Tinsley first contacted the SFO’s director Lisa Osofsky in September 2018, saying he was committed to “mending the relationship between the SFO and the FBI and build something great”, and later approached Akle directly, claiming he could have off-the-record contact with Osofksy and “stop everything in the UK and move the case to the US”.

Judge Martin Beddoe criticised Osofsky for making herself “vulnerable” to Tinsley’s flattery and said the SFO’s contact with him should be “comprehensively reviewed to see what lessons can be learned from it”, but rejected the application.

The appeal

For the abuse of process hearing, Akle’s lawyers were provided with “schedules” of material relating to Tinsley’s communications with Osofsky and others at the SFO, but not given the underlying material. 

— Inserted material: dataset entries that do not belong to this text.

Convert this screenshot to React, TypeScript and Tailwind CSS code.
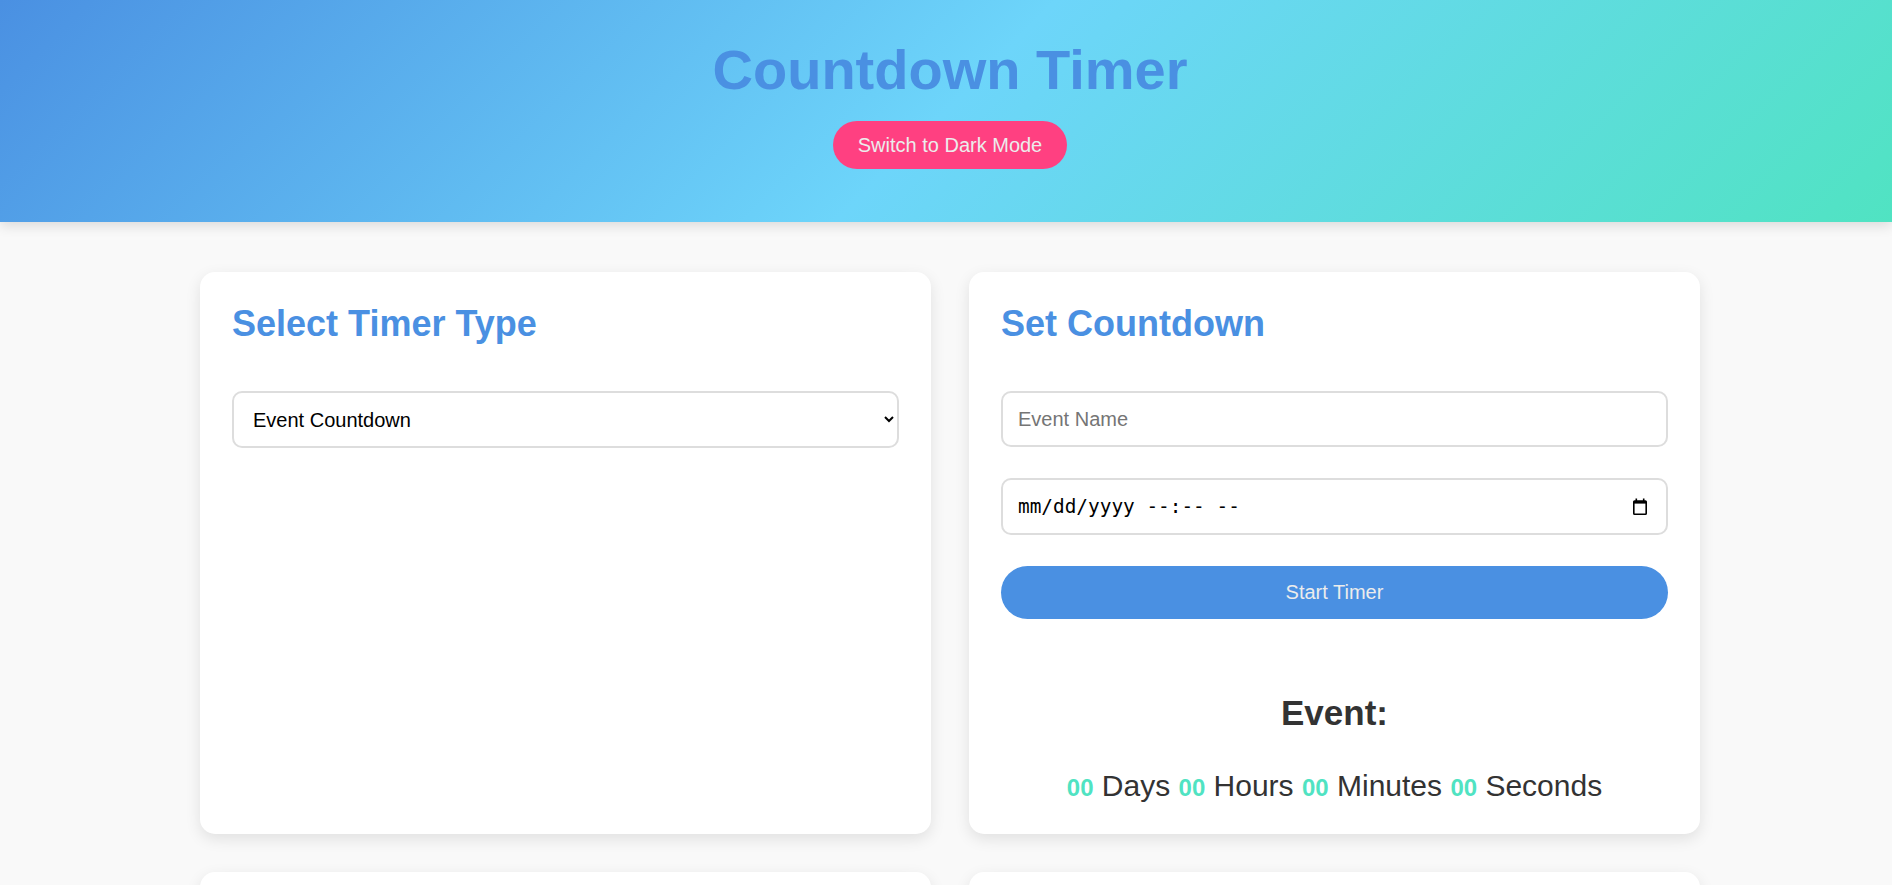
const Num = ({ value }: { value: string }) => (
  <span className="text-[24px] font-bold text-[#50e3c2]">{value}</span>
)

const CalendarIcon = () => (
  <svg width="14" height="17" viewBox="0 0 14 17" fill="none" className="text-black">
    <rect x="2.5" y="0.5" width="1.6" height="3.5" fill="currentColor" />
    <rect x="9.9" y="0.5" width="1.6" height="3.5" fill="currentColor" />
    <rect x="0.8" y="3" width="12.4" height="13.2" rx="0.8" stroke="currentColor" strokeWidth="1.6" />
    <rect x="0.8" y="3" width="12.4" height="2.6" fill="currentColor" />
  </svg>
)

const App = () => {
  return (
    <div className="min-h-screen bg-[#f9f9f9] font-['Liberation_Sans',Arial,sans-serif] leading-[normal] text-[#333]">
      <header className="flex h-[222px] flex-col items-center bg-[linear-gradient(135deg,#4a90e2,#6dd5fa,#50e3c2)] pl-2 pt-[38px] shadow-[0_4px_12px_rgba(0,0,0,0.12)]">
        <h1 className="text-[56px] font-bold leading-[64px] text-[#4a90e2]">Countdown Timer</h1>
        <button className="mt-[19px] flex h-[48px] items-center rounded-full bg-[#ff4081] px-[25px] text-[20px] text-[#ececec]">
          Switch to Dark Mode
        </button>
      </header>

      <main className="grid grid-cols-2 gap-[38px] pb-12 pl-[200px] pr-[192px] pt-[50px]">
        <section className="rounded-[15px] bg-white p-8 shadow-[0_5px_15px_rgba(0,0,0,0.1)]">
          <h2 className="text-[36px] font-bold leading-[40px] text-[#4a90e2]">Select Timer Type</h2>
          <select
            defaultValue="event"
            className="mt-[47px] h-[57px] w-full rounded-[10px] border-2 border-[#ddd] bg-white px-[15px] text-[20px] text-black"
          >
            <option value="event">Event Countdown</option>
            <option value="pomodoro">Pomodoro Timer</option>
            <option value="custom">Custom Timer</option>
          </select>
        </section>

        <section className="flex flex-col rounded-[15px] bg-white px-8 pb-[31px] pt-8 shadow-[0_5px_15px_rgba(0,0,0,0.1)]">
          <h2 className="text-[36px] font-bold leading-[40px] text-[#4a90e2]">Set Countdown</h2>
          <input
            type="text"
            placeholder="Event Name"
            className="mt-[47px] h-[56px] w-full rounded-[10px] border-2 border-[#ddd] px-[15px] text-[20px] text-black placeholder:text-[#757575]"
          />
          <div className="mt-[31px] flex h-[57px] w-full items-center justify-between rounded-[10px] border-2 border-[#ddd] pl-[15px] pr-[19px] text-black">
            <span className="font-['DejaVu_Sans_Mono',monospace] text-[19.4px]">mm/dd/yyyy --:-- --</span>
            <CalendarIcon />
          </div>
          <button className="mt-[31px] h-[53px] w-full rounded-full bg-[#4a90e2] text-[20px] text-[#ececec]">
            Start Timer
          </button>
          <h3 className="mt-[74px] text-center text-[35px] font-bold leading-[40px] text-[#333]">Event:</h3>
          <p className="mt-[36px] text-center text-[30px] text-[#333]">
            <Num value="00" /> Days <Num value="00" /> Hours <Num value="00" /> Minutes <Num value="00" /> Seconds
          </p>
        </section>

        <section className="h-[320px] rounded-[15px] bg-white p-8 shadow-[0_5px_15px_rgba(0,0,0,0.1)]" />
        <section className="h-[320px] rounded-[15px] bg-white p-8 shadow-[0_5px_15px_rgba(0,0,0,0.1)]" />
      </main>
    </div>
  )
}

export default App
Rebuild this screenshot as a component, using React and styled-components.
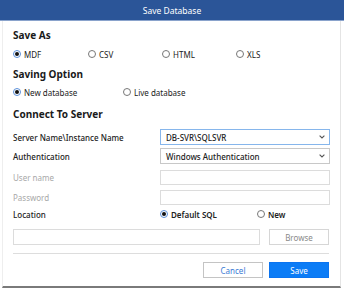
import React from 'react';
import styled, { createGlobalStyle } from 'styled-components';

const GlobalStyle = createGlobalStyle`
  html, body { margin: 0; padding: 0; background: #fff; }
  body { font-family: "Noto Sans", "Open Sans", sans-serif; }
`;

const Window = styled.div`
  width: 344px;
  height: 288px;
  display: flex;
  flex-direction: column;
  background: #fff;
  box-sizing: border-box;
  overflow: hidden;
`;

const TitleBar = styled.div`
  height: 20px;
  flex: none;
  background: #2b5598;
  color: #fff;
  font-size: 8.5px;
  display: flex;
  align-items: center;
  justify-content: center;
  border-bottom: 1px solid #8aa3cc;
`;

const Body = styled.div`
  flex: 1;
  margin: 0 3px 0 2px;
  padding: 0 10px 0 10px;
  border-left: 1px solid #eeeeee;
  border-right: 1px solid #e4e4e4;
  border-bottom: 2px solid #7a7a7a;
  display: flex;
  flex-direction: column;
`;

const Heading = styled.div`
  font-size: 10px;
  font-weight: 700;
  color: #1a1a1a;
  height: 14px;
  line-height: 14px;
  margin-top: ${(p) => p.$top || 0}px;
`;

const RadioRow = styled.div`
  display: grid;
  grid-template-columns: ${(p) => p.$cols};
  align-items: center;
  height: 12px;
  margin-top: ${(p) => p.$top || 0}px;
`;

const RadioLabel = styled.label`
  display: flex;
  align-items: center;
  gap: 3px;
  font-size: 8px;
  color: #222;
  font-weight: ${(p) => (p.$bold ? 600 : 400)};
`;

const Circle = styled.span`
  width: 8px;
  height: 8px;
  box-sizing: border-box;
  border-radius: 50%;
  border: 1px solid ${(p) => (p.$checked ? '#5a8fd8' : '#777')};
  display: flex;
  align-items: center;
  justify-content: center;
  &::after {
    content: '';
    width: 4px;
    height: 4px;
    border-radius: 50%;
    background: ${(p) => (p.$checked ? '#111' : 'transparent')};
  }
`;

const Radio = ({ checked, bold, children }) => (
  <RadioLabel $bold={bold}>
    <Circle $checked={checked} />
    {children}
  </RadioLabel>
);

const FormRow = styled.div`
  display: grid;
  grid-template-columns: 147px 170px;
  align-items: center;
  height: 16px;
  margin-top: ${(p) => p.$top || 0}px;
`;

const Label = styled.span`
  font-size: 8px;
  color: ${(p) => (p.$muted ? '#a8a8a8' : '#222')};
  font-weight: ${(p) => (p.$muted ? 400 : 500)};
`;

const Select = styled.div`
  height: 16px;
  box-sizing: border-box;
  border: 1px solid ${(p) => (p.$focus ? '#86b6ec' : '#c8c8c8')};
  display: flex;
  align-items: center;
  justify-content: space-between;
  padding: 0 4px 0 5px;
  font-size: 8px;
  color: #222;
  font-weight: 500;
`;

const Input = styled.div`
  height: ${(p) => p.$h || 15}px;
  box-sizing: border-box;
  border: 1px solid #dcdcdc;
  background: #fff;
`;

const PathRow = styled.div`
  display: grid;
  grid-template-columns: 247px 60px;
  column-gap: 9px;
  margin-top: 7px;
`;

const Button = styled.div`
  height: 16px;
  box-sizing: border-box;
  display: flex;
  align-items: center;
  justify-content: center;
  font-size: 8px;
  border: 1px solid ${(p) => p.$border};
  background: ${(p) => p.$bg};
  color: ${(p) => p.$color};
`;

const Separator = styled.div`
  height: 1px;
  width: 316px;
  background: #dddddd;
  margin-top: 8px;
`;

const Footer = styled.div`
  display: flex;
  justify-content: flex-end;
  gap: 6px;
  width: 316px;
  margin-top: 8px;
`;

const ButtonSlot = styled.div`
  width: ${(p) => p.$w}px;
`;

const Chevron = () => (
  <svg width="6" height="4" viewBox="0 0 6 4">
    <path d="M0.6 0.6 L3 3 L5.4 0.6" fill="none" stroke="#555" strokeWidth="1.1" />
  </svg>
);

export default function App() {
  return (
    <>
      <GlobalStyle />
      <Window>
        <TitleBar>Save Database</TitleBar>
        <Body>
          <Heading $top={7}>Save As</Heading>
          <RadioRow $top={6} $cols="75px 74px 74px 1fr">
            <Radio checked>MDF</Radio>
            <Radio>CSV</Radio>
            <Radio>HTML</Radio>
            <Radio>XLS</Radio>
          </RadioRow>
          <Heading $top={7}>Saving Option</Heading>
          <RadioRow $top={5} $cols="110px 1fr">
            <Radio checked>New database</Radio>
            <Radio>Live database</Radio>
          </RadioRow>
          <Heading $top={9}>Connect To Server</Heading>
          <FormRow $top={8}>
            <Label>Server Name\Instance Name</Label>
            <Select $focus>
              DB-SVR\SQLSVR
              <Chevron />
            </Select>
          </FormRow>
          <FormRow $top={3}>
            <Label>Authentication</Label>
            <Select>
              Windows Authentication
              <Chevron />
            </Select>
          </FormRow>
          <FormRow $top={5}>
            <Label $muted>User name</Label>
            <Input />
          </FormRow>
          <FormRow $top={4}>
            <Label $muted>Password</Label>
            <Input />
          </FormRow>
          <FormRow $top={1}>
            <Label>Location</Label>
            <RadioRow $cols="97px 1fr">
              <Radio checked bold>Default SQL</Radio>
              <Radio bold>New</Radio>
            </RadioRow>
          </FormRow>
          <PathRow>
            <Input $h={16} />
            <Button $border="#d6d6d6" $bg="#fff" $color="#8a8a8a">Browse</Button>
          </PathRow>
          <Separator />
          <Footer>
            <ButtonSlot $w={60}>
              <Button $border="#c4c4c4" $bg="#fff" $color="#3a7bd5">Cancel</Button>
            </ButtonSlot>
            <ButtonSlot $w={60}>
              <Button $border="#0b74f0" $bg="#0b7cf6" $color="#fff">Save</Button>
            </ButtonSlot>
          </Footer>
        </Body>
      </Window>
    </>
  );
}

Akle’s barrister, Adrian Darbishire QC, told the Court that his client’s conviction was unsafe because the SFO’s disclosure failings amounted to an attempt to “manipulate, unlawfully, the trial process”.

The conviction was also unsafe because of Tinsley’s approaches to both Akle and co-defendant Basil Al Jarah – Unaoil’s Iraq partner, who pleaded guilty in July 2019 to five offences of conspiracy to give corrupt payments – to try and persuade them to plead guilty, Darbishire said.

The SFO’s approach to disclosure

At an earlier hearing in July, the Court of Appeal had ordered the SFO to hand the documents over, which Akle’s lawyers said had “transformed” their understanding of Tinsley’s dealings with Osofsky and others at the SFO.

The previously undisclosed material had “the potential to embarrass … some of the most senior staff at the SFO”, which Darbishire argued “necessitated the strictest compliance” with the statutory test for disclosure. It appeared to have been “highly convenient” to the SFO to not disclose the “compromising material”, he said.

The new material also showed that Judge Beddoe’s observation that the SFO may “only tacitly” have encouraged Tinsley’s contacts with Akle and Al Jarah was “wide of the mark”, Darbishire said.

Tinsley, the SFO and the Ahsanis

Tinsley’s actions on behalf of the Ahsanis were also called into question, as was the SFO’s contention that it was prevented from prosecuting them in the UK. Darbishire said that, “from the first contact” between Tinsley and Osofsky, senior SFO staff expected that “the Ahsanis would plead guilty in the US alone and that that plea would suffice for all purposes”.  

Tinsley also referred to the potential embarrassment to the SFO if the cases against Akle and Al Jarah went to trial as they could “expose issues associated with Tom Martin”, a former SFO case controller who was found in February to have been unfairly dismissed. The SFO has reportedly sought permission to appeal against that ruling.

One of Darbishire’s key arguments focused on the approaches to Akle and Al Jarah by Tinsley, a process “driven by the most senior levels of the SFO”, which was accused of “weaponising” Tinsley against Al Jarah.

Darbishire told the Court: “The reality is that, if what Tinsley was proposing was a criminal act, this would be more than enough to establish a joint enterprise or conspiracy.”

The SFO’s response

Michael Brompton QC had the challenge of arguing the case for the SFO, accepting that “the contact between the SFO and Mr Tinsley on the subject of Mr Al Jarah and Mr Akle’s cases were inappropriate”.

But Brompton argued it was not “egregious misconduct” which renders Akle’s conviction unsafe, dismissing as “no more than a conspiracy theory” the suggestion that there was an “underlying plot between the SFO and David Tinsley to sacrifice their case against the Ahsanis”.

He did, however, tell the court that the SFO would not seek a retrial if the conviction was quashed as an abuse of process.

What happens next?

The Court reserved its judgment and said it would give a ruling on Akle’s appeal against his conviction – as well as his appeal against his sentence – “as soon as possible”.

Even if Akle is not successful in his appeal, the hearing has certainly turned up the heat on the SFO over its handling of the Unaoil case.

As Darbishire pointed out, disclosure failings by the SFO are not uncommon and concerns about the agency will continue even if Akle’s conviction remains in place.

Spotlight on Corruption will continue to monitor these proceedings closely and will put out further analysis once the judgment, which is due at some stage in November, is released.